Last week I was running through my normal RSS/blog reads. Hit the social media blogs. Hit the advertising blogs. Hit the youth culture blogs. Hit the community focused blogs. Wait. There aren't any. Or more correctly there aren't many.

I talked to a couple of friends about this and received a couple of really good recommendations and found a couple of others that I will link to at the end here. But what am I talking about? If you go back to communities 2.0, (I would argue that Usenet and BBS systems were probably virtual communities 1.0) there was a lot of excitement and interest around Geocities and iVillage and the like. With the flameout of the advertising market there was in my opinion a vast discrediting of the community space as large ugly noisy places with lots of people and no business models to speak of.

Fast forward to today (Community 3.0) and you have the monsters of the community space in the likeness of MySpace, Xanga, Live Journal in the youth market in addition to the various online gaming communities around Warcraft, Everquest, etc.

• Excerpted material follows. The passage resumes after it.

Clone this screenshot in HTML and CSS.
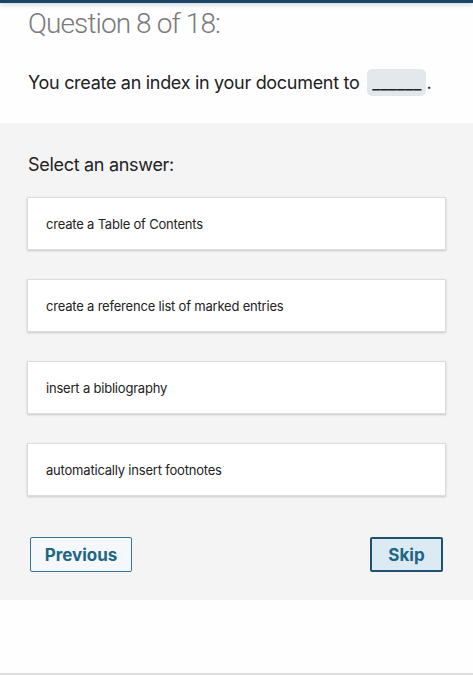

What I don't really see though are the serious discussions about how communities form, or how do communities govern themselves, or what are the different types of members of communities etc. etc.

I am sure there is more out there than I am finding but in general see a lack of concentrated thought and discussion on some of the more academic or cerebral parts around a community. My obvious fascination grows out of my past experience watching a large artist community at MP3.com and my current experience watching the fledgling community on Rabble where the most interesting commonality is that it is generally an entirely mobile phone based community.

Maybe Dana Boyd will be taking on this subject in the coming months. (I hope so)

Some of the recommendations I was given or that were made to me were the following:

The Digital Vision Project from Reuters/Stanford.

Christopher Allen - Life with Alacrity

Corante's Many to Many

Have some ones I should check out?

4 comments:

Anonymous said...

Nancy White has been talking about online communities for a good 10 years and she is definitely talking and thinking about blogging and community.

I assume you've not yet clicked into Technorati and searched for tags like "online community" "community indicators" and done the same with delicious or you would probably have already found your way to Nancy and others who discuss these topics.

Most blogging conferences touch on this topic as well - Northern Voice, Blogon, SXSW is getting in on the act and of course Blogher.

Derrick said...

I think my comments were broken. Thanks for the reference. I hadn't looked through Technorati thanks for the pointer.

Scott said...

You might also check out Lee LeFever's CommonCraft, though is it on hiatus while he travels around the world. The Archives are worth a dig.

And here are some others that I peruse:

Randy Moss
Community Mobilization
http://www.como.typepad.com/

Robin Hamman
cybersoc.com
http://cybersoc.blogs.com/

Christopher Carfi
The Social Customer Manifesto
http://www.socialcustomer.com/

Danyel Fisher
Made out of people
http://drzaius.ics.uci.edu/blogs/danyelf/
(He hasn't posted since August, but his work is really interesting)

Nancy White said...

I'd add the work of Eugene Eric Kim of Blue Oxen, Rheingold and company's moblogging site, and any of the people blogging about communities of practice!